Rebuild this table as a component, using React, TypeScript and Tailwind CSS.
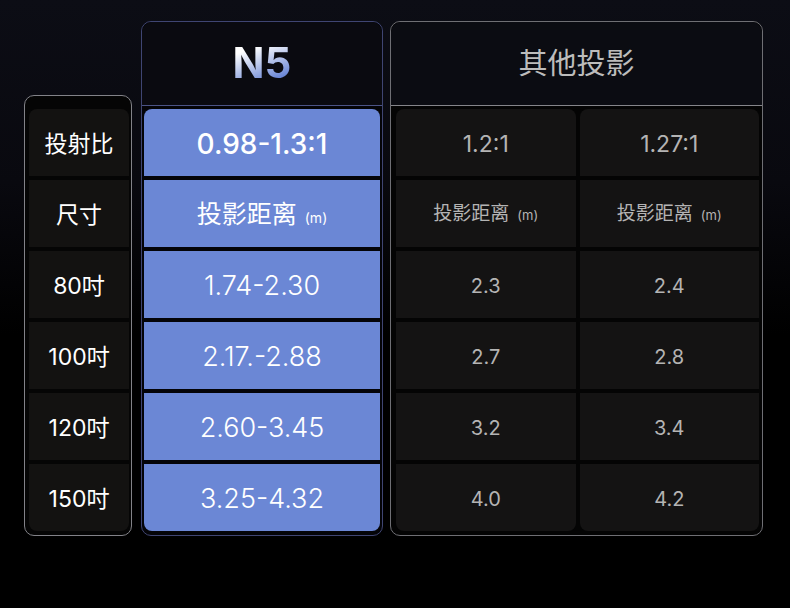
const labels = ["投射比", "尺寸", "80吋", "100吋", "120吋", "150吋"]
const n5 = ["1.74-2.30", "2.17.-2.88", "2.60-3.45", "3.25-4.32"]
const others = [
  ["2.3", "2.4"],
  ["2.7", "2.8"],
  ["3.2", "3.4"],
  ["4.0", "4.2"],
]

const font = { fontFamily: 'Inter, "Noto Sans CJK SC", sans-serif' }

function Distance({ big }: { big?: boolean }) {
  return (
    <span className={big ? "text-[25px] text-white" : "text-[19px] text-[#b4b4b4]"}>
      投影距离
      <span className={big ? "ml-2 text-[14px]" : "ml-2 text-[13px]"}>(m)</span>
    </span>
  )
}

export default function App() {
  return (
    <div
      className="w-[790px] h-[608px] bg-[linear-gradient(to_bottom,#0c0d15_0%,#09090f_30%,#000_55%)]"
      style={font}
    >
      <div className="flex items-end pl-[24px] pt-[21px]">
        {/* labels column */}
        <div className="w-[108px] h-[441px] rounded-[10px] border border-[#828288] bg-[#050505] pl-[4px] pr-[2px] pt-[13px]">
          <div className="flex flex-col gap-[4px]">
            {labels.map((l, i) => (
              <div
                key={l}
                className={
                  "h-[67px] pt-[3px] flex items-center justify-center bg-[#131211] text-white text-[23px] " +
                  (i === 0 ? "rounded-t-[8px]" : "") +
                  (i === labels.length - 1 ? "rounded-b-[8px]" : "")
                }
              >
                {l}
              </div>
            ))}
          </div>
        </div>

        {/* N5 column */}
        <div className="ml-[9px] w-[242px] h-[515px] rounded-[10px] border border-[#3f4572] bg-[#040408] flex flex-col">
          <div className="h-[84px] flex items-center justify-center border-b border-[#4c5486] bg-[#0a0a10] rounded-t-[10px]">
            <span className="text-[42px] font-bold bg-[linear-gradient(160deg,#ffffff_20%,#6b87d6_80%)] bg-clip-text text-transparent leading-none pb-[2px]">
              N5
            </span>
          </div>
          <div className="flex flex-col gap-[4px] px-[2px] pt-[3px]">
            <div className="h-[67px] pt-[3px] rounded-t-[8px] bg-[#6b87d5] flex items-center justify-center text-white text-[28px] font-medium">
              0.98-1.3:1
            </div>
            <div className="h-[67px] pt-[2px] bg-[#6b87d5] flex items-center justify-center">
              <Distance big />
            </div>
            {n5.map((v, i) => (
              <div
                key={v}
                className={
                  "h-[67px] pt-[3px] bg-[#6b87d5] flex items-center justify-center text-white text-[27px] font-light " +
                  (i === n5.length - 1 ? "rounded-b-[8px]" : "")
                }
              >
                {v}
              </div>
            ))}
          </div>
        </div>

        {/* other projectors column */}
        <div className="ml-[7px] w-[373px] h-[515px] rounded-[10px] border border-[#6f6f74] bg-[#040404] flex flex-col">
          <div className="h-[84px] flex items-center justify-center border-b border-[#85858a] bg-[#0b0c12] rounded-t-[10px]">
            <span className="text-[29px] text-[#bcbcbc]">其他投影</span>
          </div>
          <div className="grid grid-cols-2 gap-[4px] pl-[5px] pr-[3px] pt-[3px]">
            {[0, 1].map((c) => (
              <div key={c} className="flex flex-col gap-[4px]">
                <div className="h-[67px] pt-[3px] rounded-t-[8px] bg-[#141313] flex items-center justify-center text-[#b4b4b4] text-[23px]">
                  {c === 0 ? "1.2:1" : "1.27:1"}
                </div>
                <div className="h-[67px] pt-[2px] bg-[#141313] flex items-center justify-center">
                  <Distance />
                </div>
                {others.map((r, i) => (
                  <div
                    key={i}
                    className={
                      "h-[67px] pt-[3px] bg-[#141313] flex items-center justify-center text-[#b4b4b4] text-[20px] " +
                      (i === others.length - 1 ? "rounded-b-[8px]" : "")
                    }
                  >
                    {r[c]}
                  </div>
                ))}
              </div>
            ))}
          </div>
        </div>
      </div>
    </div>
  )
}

GOAL OF THE EXERCISE: Leave out the pictures and transcribe everything else exactly.

EXPECTED ANSWER:
Rebuild this table as a component, using React, TypeScript and Tailwind CSS.
const labels = ["投射比", "尺寸", "80吋", "100吋", "120吋", "150吋"]
const n5 = ["1.74-2.30", "2.17.-2.88", "2.60-3.45", "3.25-4.32"]
const others = [
  ["2.3", "2.4"],
  ["2.7", "2.8"],
  ["3.2", "3.4"],
  ["4.0", "4.2"],
]

const font = { fontFamily: 'Inter, "Noto Sans CJK SC", sans-serif' }

function Distance({ big }: { big?: boolean }) {
  return (
    <span className={big ? "text-[25px] text-white" : "text-[19px] text-[#b4b4b4]"}>
      投影距离
      <span className={big ? "ml-2 text-[14px]" : "ml-2 text-[13px]"}>(m)</span>
    </span>
  )
}

export default function App() {
  return (
    <div
      className="w-[790px] h-[608px] bg-[linear-gradient(to_bottom,#0c0d15_0%,#09090f_30%,#000_55%)]"
      style={font}
    >
      <div className="flex items-end pl-[24px] pt-[21px]">
        {/* labels column */}
        <div className="w-[108px] h-[441px] rounded-[10px] border border-[#828288] bg-[#050505] pl-[4px] pr-[2px] pt-[13px]">
          <div className="flex flex-col gap-[4px]">
            {labels.map((l, i) => (
              <div
                key={l}
                className={
                  "h-[67px] pt-[3px] flex items-center justify-center bg-[#131211] text-white text-[23px] " +
                  (i === 0 ? "rounded-t-[8px]" : "") +
                  (i === labels.length - 1 ? "rounded-b-[8px]" : "")
                }
              >
                {l}
              </div>
            ))}
          </div>
        </div>

        {/* N5 column */}
        <div className="ml-[9px] w-[242px] h-[515px] rounded-[10px] border border-[#3f4572] bg-[#040408] flex flex-col">
          <div className="h-[84px] flex items-center justify-center border-b border-[#4c5486] bg-[#0a0a10] rounded-t-[10px]">
            <span className="text-[42px] font-bold bg-[linear-gradient(160deg,#ffffff_20%,#6b87d6_80%)] bg-clip-text text-transparent leading-none pb-[2px]">
              N5
            </span>
          </div>
          <div className="flex flex-col gap-[4px] px-[2px] pt-[3px]">
            <div className="h-[67px] pt-[3px] rounded-t-[8px] bg-[#6b87d5] flex items-center justify-center text-white text-[28px] font-medium">
              0.98-1.3:1
            </div>
            <div className="h-[67px] pt-[2px] bg-[#6b87d5] flex items-center justify-center">
              <Distance big />
            </div>
            {n5.map((v, i) => (
              <div
                key={v}
                className={
                  "h-[67px] pt-[3px] bg-[#6b87d5] flex items-center justify-center text-white text-[27px] font-light " +
                  (i === n5.length - 1 ? "rounded-b-[8px]" : "")
                }
              >
                {v}
              </div>
            ))}
          </div>
        </div>

        {/* other projectors column */}
        <div className="ml-[7px] w-[373px] h-[515px] rounded-[10px] border border-[#6f6f74] bg-[#040404] flex flex-col">
          <div className="h-[84px] flex items-center justify-center border-b border-[#85858a] bg-[#0b0c12] rounded-t-[10px]">
            <span className="text-[29px] text-[#bcbcbc]">其他投影</span>
          </div>
          <div className="grid grid-cols-2 gap-[4px] pl-[5px] pr-[3px] pt-[3px]">
            {[0, 1].map((c) => (
              <div key={c} className="flex flex-col gap-[4px]">
                <div className="h-[67px] pt-[3px] rounded-t-[8px] bg-[#141313] flex items-center justify-center text-[#b4b4b4] text-[23px]">
                  {c === 0 ? "1.2:1" : "1.27:1"}
                </div>
                <div className="h-[67px] pt-[2px] bg-[#141313] flex items-center justify-center">
                  <Distance />
                </div>
                {others.map((r, i) => (
                  <div
                    key={i}
                    className={
                      "h-[67px] pt-[3px] bg-[#141313] flex items-center justify-center text-[#b4b4b4] text-[20px] " +
                      (i === others.length - 1 ? "rounded-b-[8px]" : "")
                    }
                  >
                    {r[c]}
                  </div>
                ))}
              </div>
            ))}
          </div>
        </div>
      </div>
    </div>
  )
}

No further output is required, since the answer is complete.